I am looking into performance variability of the LAMMPS infrastructure. I have a question. Does anyone has noticed this variability? If yes, how extreme and under what conditions? I recently tried 500 parallel LAMMPS instances using 320 cores (for each instance) with melt data on Blue Waters. I didn’t notice much performance variability.

Regards,

Hello,

I am looking into performance variability of the LAMMPS infrastructure.

​what exactly do you mean by "performance variability"?​

I have a question. Does anyone has noticed this variability? If yes, how
extreme and under what conditions? I recently tried 500 parallel LAMMPS
instances using 320 cores (for each instance) with melt data on Blue
Waters. I didn't notice much performance variability.

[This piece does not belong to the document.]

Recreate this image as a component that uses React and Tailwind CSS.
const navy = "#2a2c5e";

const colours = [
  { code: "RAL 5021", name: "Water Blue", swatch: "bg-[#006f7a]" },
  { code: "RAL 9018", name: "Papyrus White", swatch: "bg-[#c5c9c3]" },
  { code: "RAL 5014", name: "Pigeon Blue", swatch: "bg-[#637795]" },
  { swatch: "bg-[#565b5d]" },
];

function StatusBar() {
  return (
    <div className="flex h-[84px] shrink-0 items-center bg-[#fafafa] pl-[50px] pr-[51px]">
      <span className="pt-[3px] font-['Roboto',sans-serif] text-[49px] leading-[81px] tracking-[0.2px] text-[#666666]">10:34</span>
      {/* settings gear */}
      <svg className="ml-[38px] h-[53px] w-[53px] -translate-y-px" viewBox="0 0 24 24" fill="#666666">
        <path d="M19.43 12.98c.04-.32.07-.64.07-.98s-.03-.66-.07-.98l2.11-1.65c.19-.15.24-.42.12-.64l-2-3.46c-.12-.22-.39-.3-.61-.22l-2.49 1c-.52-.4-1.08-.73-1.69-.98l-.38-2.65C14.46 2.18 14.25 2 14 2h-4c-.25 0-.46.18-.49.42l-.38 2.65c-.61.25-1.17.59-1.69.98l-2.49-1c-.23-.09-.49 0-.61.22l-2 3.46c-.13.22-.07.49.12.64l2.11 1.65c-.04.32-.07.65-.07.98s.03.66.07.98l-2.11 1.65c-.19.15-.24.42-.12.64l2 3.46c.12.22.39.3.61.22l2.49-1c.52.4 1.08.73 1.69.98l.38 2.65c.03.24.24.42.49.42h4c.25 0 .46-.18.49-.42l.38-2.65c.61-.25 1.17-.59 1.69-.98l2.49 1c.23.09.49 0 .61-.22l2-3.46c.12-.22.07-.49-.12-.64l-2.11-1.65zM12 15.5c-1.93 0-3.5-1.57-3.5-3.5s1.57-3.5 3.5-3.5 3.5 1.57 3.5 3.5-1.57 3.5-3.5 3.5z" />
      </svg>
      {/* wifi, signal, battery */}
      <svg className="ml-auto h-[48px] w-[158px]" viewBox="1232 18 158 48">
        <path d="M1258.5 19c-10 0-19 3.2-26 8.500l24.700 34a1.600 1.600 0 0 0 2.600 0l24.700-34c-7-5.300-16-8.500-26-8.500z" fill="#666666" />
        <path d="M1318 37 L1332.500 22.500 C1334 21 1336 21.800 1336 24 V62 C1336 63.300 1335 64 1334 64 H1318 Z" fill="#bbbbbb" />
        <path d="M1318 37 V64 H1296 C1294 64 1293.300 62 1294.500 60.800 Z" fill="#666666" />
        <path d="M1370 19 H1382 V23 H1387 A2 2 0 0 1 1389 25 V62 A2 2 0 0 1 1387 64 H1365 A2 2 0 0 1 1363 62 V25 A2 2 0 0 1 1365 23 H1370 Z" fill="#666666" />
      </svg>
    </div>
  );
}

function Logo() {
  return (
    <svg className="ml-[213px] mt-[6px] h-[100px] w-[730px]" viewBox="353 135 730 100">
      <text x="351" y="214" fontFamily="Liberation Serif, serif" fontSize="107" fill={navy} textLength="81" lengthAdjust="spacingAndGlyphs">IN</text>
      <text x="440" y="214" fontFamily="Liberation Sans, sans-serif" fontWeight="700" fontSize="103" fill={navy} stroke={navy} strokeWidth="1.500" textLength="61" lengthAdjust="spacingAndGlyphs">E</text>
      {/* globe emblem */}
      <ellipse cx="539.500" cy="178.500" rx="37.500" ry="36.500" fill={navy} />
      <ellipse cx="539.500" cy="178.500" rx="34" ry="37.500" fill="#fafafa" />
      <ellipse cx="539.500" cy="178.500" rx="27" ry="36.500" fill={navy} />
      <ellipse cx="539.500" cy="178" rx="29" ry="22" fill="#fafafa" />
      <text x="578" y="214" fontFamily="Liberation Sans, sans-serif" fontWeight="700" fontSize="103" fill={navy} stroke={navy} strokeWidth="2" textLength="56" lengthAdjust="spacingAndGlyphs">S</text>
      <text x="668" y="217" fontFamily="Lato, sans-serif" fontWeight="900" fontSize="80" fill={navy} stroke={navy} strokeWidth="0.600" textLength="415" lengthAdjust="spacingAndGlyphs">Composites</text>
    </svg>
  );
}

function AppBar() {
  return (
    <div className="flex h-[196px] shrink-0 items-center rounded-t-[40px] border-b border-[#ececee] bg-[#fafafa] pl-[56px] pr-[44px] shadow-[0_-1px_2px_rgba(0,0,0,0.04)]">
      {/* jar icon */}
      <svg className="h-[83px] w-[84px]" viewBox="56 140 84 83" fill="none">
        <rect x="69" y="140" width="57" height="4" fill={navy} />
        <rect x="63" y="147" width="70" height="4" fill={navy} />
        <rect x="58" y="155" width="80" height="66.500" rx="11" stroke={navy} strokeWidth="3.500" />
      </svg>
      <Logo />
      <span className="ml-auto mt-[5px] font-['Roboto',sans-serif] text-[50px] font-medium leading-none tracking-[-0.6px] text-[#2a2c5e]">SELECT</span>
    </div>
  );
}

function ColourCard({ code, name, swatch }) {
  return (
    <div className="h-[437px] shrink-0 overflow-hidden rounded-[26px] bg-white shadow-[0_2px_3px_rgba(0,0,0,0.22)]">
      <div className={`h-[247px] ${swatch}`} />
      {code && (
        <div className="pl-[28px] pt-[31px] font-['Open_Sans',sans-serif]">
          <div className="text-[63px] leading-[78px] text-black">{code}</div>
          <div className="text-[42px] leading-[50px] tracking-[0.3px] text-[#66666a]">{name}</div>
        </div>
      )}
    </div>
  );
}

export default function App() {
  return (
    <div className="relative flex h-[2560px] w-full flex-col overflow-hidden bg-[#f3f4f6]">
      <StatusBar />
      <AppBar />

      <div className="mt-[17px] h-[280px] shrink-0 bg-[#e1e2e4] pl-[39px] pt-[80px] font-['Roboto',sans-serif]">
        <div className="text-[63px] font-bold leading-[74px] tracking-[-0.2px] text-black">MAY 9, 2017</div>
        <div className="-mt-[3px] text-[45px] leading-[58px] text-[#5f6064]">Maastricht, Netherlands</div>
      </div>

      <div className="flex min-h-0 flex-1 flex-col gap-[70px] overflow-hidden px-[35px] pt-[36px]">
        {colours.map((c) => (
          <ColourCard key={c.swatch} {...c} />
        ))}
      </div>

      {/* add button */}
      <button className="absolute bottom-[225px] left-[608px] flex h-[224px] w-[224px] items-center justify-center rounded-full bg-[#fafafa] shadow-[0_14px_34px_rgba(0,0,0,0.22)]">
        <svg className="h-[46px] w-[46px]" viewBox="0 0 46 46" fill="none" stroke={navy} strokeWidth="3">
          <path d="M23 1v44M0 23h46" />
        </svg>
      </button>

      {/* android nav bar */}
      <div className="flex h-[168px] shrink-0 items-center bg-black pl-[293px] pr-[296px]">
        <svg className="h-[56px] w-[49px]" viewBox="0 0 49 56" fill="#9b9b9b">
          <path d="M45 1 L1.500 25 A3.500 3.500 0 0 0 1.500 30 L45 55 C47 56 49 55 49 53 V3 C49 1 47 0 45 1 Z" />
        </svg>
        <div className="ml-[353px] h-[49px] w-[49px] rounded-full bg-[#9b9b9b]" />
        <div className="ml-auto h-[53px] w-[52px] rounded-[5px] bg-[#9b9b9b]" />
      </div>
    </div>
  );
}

when running "melt" across 320 cores, ​you didn't ​do a very realistic run,
because at 100 atoms per core, you are way past the strong scaling limit of
LAMMPS for such a "fast" pair style. so you are actually not so much
benchmarking the "physics part" of the code, but the "communication and
infrastructure", which should have less impact on realistic setups.

why should there be any variability in the first place? there are no random
elements involved than change, if you keep running with the same settings
across the same number of nodes. the computations and results should be
identical. you would have to actively insert a random element (e.g.
different seeds for the pRNG in the velocity command) to decorrelated
trajectories, but you'd have to run for many more steps to actually have
statistically independent configurations. if you see any difference, they
are more likely due to the hosting hardware and networking and how well any
single job is separated from other jobs on the same machine. for a very
high end box, like blue waters, this should be minimal (or else you
couldn't get good strong scaling for big projects across the entire
machine).

axel.

Hello,

I am looking into performance variability of the LAMMPS infrastructure.

​what exactly do you mean by "performance variability"?​

​Execution time variation.

I have a question. Does anyone has noticed this variability? If yes, how
extreme and under what conditions? I recently tried 500 parallel LAMMPS
instances using 320 cores (for each instance) with melt data on Blue
Waters. I didn't notice much performance variability.

when running "melt" across 320 cores, ​you didn't ​do a very realistic
run, because at 100 atoms per core, you are way past the strong scaling
limit of LAMMPS for such a "fast" pair style. so you are actually not so
much benchmarking the "physics part" of the code, but the "communication
and infrastructure", which should have less impact on realistic setups.

​I am not an expert on LAMMPS. I am doing experiments to find when the
resources/hardware infrastructure become the source of performance
bottlenecks and performance variation. Just to elaborate, If I launch N
LAMMPS instancces, some instances might show great variation​ in execution
time. Also, total exection time for each batch of job might vary.

why should there be any variability in the first place? there are no
random elements involved than change, if you keep running with the same
settings across the same number of nodes. the computations and results
should be identical. you would have to actively insert a random element
(e.g. different seeds for the pRNG in the velocity command) to decorrelated
trajectories, but you'd have to run for many more steps to actually have
statistically independent configurations.

if you see any difference, they are more likely due to the hosting
hardware and networking and how well any single job is separated from other
jobs on the same machine. for a very high end box, like blue waters, this
should be minimal (or else you couldn't get good strong scaling for big
projects across the entire machine).

​This is what I am looking for. At what stage this become major source of
variation​